With the Vikings running so much nickel, only Eric Kendricks and Anthony Barr qualified on PFF’s list of 80 linebackers. Kendricks ranks in the middle of the pack, with a 73.1 grade. And Anthony Barr...well let’s just say this was the most surprising grade on the team. Last year Barr finished the season with an eye-popping rating of 93.4. This year? It’s 44.8. I don’t think Barr is playing at the level he did last year, but to think that his play has somehow dropped from the second best linebacker in the league to the 63rd best seems ludicrous.
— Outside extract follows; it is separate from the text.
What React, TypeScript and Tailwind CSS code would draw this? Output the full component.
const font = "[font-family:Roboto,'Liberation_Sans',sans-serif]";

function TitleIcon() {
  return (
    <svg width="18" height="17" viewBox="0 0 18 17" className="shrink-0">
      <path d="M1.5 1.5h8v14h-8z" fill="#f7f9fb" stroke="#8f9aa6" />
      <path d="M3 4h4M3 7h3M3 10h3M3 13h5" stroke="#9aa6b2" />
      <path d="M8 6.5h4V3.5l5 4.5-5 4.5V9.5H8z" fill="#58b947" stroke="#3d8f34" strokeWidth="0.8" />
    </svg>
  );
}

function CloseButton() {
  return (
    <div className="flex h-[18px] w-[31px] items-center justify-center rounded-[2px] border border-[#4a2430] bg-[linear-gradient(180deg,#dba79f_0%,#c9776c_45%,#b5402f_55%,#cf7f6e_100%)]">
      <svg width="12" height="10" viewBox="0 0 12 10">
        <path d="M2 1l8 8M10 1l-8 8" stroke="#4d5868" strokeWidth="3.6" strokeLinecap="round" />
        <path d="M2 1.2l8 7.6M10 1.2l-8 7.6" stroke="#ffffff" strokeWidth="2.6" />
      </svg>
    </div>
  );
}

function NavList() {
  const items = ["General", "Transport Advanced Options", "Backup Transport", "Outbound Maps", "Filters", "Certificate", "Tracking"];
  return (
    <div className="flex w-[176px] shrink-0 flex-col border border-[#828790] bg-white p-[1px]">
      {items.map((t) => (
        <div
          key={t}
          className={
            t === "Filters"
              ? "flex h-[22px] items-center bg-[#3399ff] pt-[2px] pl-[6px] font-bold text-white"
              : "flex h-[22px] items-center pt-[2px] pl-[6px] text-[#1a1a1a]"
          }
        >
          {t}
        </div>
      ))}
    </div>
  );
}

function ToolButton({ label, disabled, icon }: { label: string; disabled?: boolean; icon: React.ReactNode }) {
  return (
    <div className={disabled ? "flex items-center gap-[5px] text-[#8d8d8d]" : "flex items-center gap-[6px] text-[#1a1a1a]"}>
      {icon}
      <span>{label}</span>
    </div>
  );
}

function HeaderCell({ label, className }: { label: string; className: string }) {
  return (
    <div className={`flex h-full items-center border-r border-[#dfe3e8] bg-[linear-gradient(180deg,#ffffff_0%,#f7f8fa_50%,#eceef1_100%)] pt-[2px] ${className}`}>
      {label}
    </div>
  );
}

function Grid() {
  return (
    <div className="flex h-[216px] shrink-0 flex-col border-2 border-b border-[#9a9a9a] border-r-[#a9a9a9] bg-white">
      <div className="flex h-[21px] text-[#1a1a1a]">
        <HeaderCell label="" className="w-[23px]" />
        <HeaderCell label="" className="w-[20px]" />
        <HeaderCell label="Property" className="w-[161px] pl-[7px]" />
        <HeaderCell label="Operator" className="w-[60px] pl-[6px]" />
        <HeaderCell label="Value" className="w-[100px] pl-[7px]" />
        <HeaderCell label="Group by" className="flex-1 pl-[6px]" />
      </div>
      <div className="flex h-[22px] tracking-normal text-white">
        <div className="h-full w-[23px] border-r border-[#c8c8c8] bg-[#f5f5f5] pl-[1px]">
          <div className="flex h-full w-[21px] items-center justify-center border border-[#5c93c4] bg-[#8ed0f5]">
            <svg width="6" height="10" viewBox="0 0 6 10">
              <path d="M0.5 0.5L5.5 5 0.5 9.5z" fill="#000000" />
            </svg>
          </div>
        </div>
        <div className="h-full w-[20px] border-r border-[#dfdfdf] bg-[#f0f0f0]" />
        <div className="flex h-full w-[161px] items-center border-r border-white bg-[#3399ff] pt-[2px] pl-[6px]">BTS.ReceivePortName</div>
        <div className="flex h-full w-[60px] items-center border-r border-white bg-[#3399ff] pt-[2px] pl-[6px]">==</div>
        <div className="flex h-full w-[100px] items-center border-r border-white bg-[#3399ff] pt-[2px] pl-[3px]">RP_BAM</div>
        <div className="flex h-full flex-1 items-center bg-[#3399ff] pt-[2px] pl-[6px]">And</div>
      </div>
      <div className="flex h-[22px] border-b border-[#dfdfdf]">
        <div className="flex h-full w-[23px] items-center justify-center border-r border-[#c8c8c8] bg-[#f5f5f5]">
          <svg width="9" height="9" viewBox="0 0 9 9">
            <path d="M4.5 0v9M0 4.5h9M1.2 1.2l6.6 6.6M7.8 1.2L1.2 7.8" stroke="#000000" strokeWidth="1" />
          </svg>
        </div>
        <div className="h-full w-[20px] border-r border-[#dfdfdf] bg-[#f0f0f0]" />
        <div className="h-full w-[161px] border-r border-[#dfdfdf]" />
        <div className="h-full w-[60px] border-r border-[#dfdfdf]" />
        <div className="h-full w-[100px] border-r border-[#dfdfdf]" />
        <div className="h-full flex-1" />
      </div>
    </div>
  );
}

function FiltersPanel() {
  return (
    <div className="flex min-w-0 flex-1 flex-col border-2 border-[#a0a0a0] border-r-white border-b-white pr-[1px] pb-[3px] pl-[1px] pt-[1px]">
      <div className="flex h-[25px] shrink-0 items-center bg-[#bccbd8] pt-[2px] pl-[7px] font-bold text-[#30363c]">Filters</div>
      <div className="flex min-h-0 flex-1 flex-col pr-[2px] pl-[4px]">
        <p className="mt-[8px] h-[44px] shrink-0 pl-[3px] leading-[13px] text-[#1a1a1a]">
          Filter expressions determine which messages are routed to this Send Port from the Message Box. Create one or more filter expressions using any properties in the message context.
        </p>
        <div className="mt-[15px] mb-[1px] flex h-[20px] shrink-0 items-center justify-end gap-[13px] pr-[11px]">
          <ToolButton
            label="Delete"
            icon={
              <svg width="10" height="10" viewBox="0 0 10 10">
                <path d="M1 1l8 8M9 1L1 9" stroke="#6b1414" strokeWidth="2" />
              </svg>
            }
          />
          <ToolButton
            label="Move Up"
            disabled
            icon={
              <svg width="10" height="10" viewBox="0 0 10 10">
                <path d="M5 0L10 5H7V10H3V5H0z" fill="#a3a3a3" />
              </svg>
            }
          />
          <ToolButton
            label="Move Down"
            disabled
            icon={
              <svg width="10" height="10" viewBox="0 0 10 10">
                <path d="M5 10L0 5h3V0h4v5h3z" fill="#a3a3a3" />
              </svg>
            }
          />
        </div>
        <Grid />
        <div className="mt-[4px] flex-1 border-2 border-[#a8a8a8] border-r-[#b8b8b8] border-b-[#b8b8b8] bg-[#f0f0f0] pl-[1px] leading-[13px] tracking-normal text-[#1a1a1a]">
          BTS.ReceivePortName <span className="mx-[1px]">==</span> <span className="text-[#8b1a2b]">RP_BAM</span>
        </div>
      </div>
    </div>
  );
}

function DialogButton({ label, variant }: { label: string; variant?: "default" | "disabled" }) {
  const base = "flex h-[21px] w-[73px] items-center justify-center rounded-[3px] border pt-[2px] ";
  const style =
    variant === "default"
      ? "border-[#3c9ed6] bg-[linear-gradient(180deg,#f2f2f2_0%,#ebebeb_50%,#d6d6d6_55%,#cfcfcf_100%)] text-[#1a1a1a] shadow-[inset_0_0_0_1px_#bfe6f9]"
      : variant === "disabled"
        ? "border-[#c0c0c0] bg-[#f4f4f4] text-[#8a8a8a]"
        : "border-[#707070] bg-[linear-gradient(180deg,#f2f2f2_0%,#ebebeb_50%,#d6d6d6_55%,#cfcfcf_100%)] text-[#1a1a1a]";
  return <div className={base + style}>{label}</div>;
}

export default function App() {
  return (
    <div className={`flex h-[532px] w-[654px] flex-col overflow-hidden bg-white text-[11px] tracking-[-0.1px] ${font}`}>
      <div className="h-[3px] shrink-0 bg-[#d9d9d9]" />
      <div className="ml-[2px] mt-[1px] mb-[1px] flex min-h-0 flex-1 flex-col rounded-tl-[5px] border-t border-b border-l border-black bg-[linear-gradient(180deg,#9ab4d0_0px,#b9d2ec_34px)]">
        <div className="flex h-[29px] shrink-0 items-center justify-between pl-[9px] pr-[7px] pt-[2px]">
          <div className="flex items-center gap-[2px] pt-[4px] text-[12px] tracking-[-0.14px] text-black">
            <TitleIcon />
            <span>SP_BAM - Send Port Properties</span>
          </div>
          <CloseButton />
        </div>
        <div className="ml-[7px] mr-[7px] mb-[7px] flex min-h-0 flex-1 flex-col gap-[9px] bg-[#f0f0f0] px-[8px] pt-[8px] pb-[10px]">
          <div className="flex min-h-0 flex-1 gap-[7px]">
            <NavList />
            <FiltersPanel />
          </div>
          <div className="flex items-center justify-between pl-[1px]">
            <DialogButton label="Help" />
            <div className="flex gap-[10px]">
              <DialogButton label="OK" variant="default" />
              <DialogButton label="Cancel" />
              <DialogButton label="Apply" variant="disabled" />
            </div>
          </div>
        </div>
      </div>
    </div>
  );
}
To make up for the differences between 4-3 and 3-4 defenses, PFF breaks away from traditional positions to grade their defensive linemen. But no matter how you break up positions, it sure seems like they have Linval Joseph ranked way too low. His grade of 78.4 is good for a tie for 24th among 116 qualified players. I’m sorry, but any ranking that has Joseph below the top tier of interior defenders seems incredibly inaccurate. Meanwhile, Tom Johnson is 41st with a 74.2 grade and Shamar Stephen is all the way down at 90th with his 44.1 grade. (Sadly, Sharrif Floyd doesn’t even qualify thanks to his knee injury.)
The Vikings don’t get as much love as one would think in this category either. Danielle Hunter is the highest rated end with a 79.7 grade. Everson Griffen is ranked 49th with a 69.1 grade—that’s the exact middle of the pack! Call me crazy, but I don’t think Griffen is a league average pass rusher.
The grades get even more perplexing when you look at Brian Robison, who is having a very good season by most accounts. Not by PFF’s though—his 40.3 grade is fourth from the bottom of qualifying edge defenders.
In summary, the folks at Pro Football Focus seem to think the Vikings’ 4-0 start is based on a “whole is greater than the sum of the parts” approach rather than having a collection of outstanding players. With only five Vikings cracking the top ten of their respective positions, it looks like PFF might be providing more bulletin board material for Mike Zimmer.